--- Begin Information shown ---

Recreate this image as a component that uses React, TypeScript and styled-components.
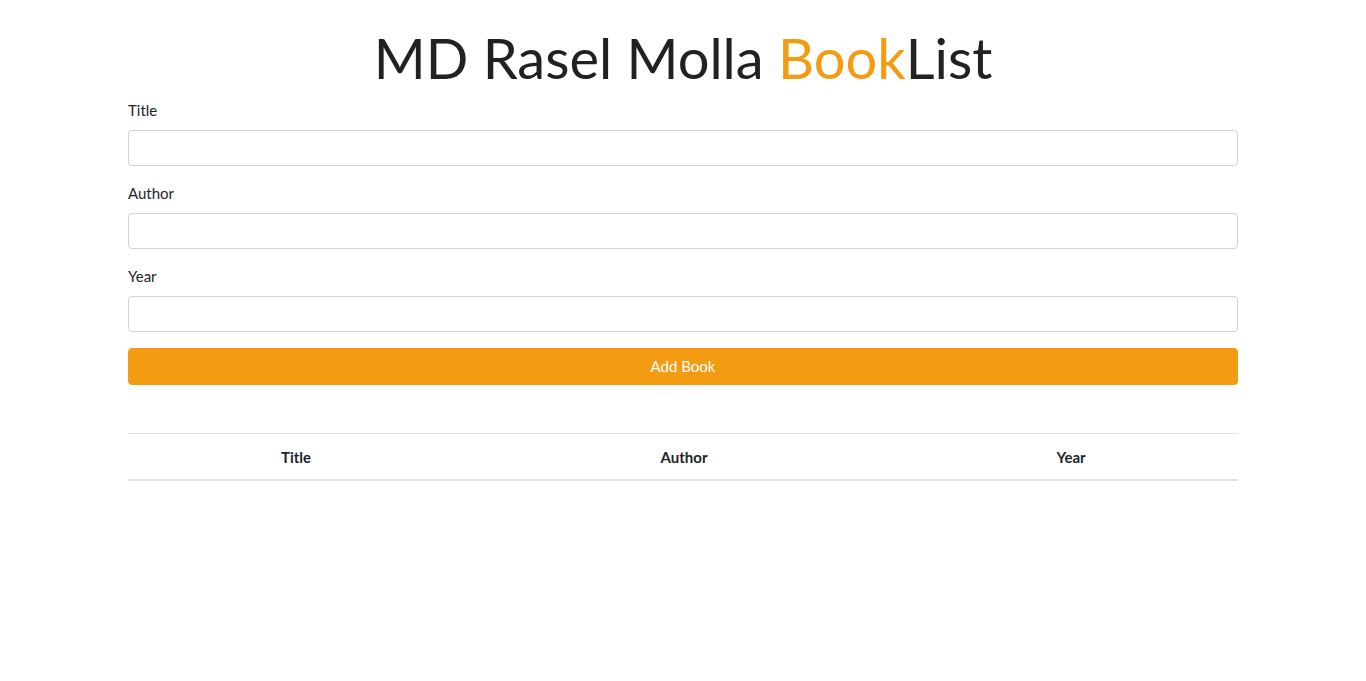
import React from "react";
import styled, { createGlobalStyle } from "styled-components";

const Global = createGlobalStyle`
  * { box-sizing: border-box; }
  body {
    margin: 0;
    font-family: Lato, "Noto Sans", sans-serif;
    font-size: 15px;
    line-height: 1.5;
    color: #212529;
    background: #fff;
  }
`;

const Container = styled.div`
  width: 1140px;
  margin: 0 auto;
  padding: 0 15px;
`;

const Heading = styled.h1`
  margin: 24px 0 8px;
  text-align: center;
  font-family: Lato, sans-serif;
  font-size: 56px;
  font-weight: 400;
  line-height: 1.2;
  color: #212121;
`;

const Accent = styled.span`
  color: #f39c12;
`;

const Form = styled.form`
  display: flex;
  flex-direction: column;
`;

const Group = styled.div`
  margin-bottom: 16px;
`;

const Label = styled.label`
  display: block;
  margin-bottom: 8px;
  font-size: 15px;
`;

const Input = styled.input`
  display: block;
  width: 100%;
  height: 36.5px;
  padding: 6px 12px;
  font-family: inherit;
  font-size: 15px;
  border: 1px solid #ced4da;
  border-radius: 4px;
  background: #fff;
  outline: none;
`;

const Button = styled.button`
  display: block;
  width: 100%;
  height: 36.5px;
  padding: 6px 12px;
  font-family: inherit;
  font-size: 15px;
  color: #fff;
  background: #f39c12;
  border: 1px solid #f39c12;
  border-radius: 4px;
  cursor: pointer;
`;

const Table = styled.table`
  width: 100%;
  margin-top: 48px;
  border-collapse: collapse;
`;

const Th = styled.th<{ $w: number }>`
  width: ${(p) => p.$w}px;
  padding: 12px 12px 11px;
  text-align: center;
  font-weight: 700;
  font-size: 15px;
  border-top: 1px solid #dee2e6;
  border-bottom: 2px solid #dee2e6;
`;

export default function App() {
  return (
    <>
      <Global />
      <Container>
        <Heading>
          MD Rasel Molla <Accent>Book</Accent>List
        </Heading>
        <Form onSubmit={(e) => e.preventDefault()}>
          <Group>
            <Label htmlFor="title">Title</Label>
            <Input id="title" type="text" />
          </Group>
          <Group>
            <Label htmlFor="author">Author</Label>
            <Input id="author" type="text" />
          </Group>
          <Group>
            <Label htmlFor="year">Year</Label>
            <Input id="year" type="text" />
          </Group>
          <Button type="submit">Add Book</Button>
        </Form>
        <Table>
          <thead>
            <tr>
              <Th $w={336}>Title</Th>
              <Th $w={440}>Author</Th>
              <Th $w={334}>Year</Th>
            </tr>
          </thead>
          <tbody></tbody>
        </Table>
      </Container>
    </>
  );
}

--- End Information shown ---

Every line of the material is to be quoted exactly, with no pictures carried over.

Recreate this image as a component that uses React, TypeScript and styled-components.
import React from "react";
import styled, { createGlobalStyle } from "styled-components";

const Global = createGlobalStyle`
  * { box-sizing: border-box; }
  body {
    margin: 0;
    font-family: Lato, "Noto Sans", sans-serif;
    font-size: 15px;
    line-height: 1.5;
    color: #212529;
    background: #fff;
  }
`;

const Container = styled.div`
  width: 1140px;
  margin: 0 auto;
  padding: 0 15px;
`;

const Heading = styled.h1`
  margin: 24px 0 8px;
  text-align: center;
  font-family: Lato, sans-serif;
  font-size: 56px;
  font-weight: 400;
  line-height: 1.2;
  color: #212121;
`;

const Accent = styled.span`
  color: #f39c12;
`;

const Form = styled.form`
  display: flex;
  flex-direction: column;
`;

const Group = styled.div`
  margin-bottom: 16px;
`;

const Label = styled.label`
  display: block;
  margin-bottom: 8px;
  font-size: 15px;
`;

const Input = styled.input`
  display: block;
  width: 100%;
  height: 36.5px;
  padding: 6px 12px;
  font-family: inherit;
  font-size: 15px;
  border: 1px solid #ced4da;
  border-radius: 4px;
  background: #fff;
  outline: none;
`;

const Button = styled.button`
  display: block;
  width: 100%;
  height: 36.5px;
  padding: 6px 12px;
  font-family: inherit;
  font-size: 15px;
  color: #fff;
  background: #f39c12;
  border: 1px solid #f39c12;
  border-radius: 4px;
  cursor: pointer;
`;

const Table = styled.table`
  width: 100%;
  margin-top: 48px;
  border-collapse: collapse;
`;

const Th = styled.th<{ $w: number }>`
  width: ${(p) => p.$w}px;
  padding: 12px 12px 11px;
  text-align: center;
  font-weight: 700;
  font-size: 15px;
  border-top: 1px solid #dee2e6;
  border-bottom: 2px solid #dee2e6;
`;

export default function App() {
  return (
    <>
      <Global />
      <Container>
        <Heading>
          MD Rasel Molla <Accent>Book</Accent>List
        </Heading>
        <Form onSubmit={(e) => e.preventDefault()}>
          <Group>
            <Label htmlFor="title">Title</Label>
            <Input id="title" type="text" />
          </Group>
          <Group>
            <Label htmlFor="author">Author</Label>
            <Input id="author" type="text" />
          </Group>
          <Group>
            <Label htmlFor="year">Year</Label>
            <Input id="year" type="text" />
          </Group>
          <Button type="submit">Add Book</Button>
        </Form>
        <Table>
          <thead>
            <tr>
              <Th $w={336}>Title</Th>
              <Th $w={440}>Author</Th>
              <Th $w={334}>Year</Th>
            </tr>
          </thead>
          <tbody></tbody>
        </Table>
      </Container>
    </>
  );
}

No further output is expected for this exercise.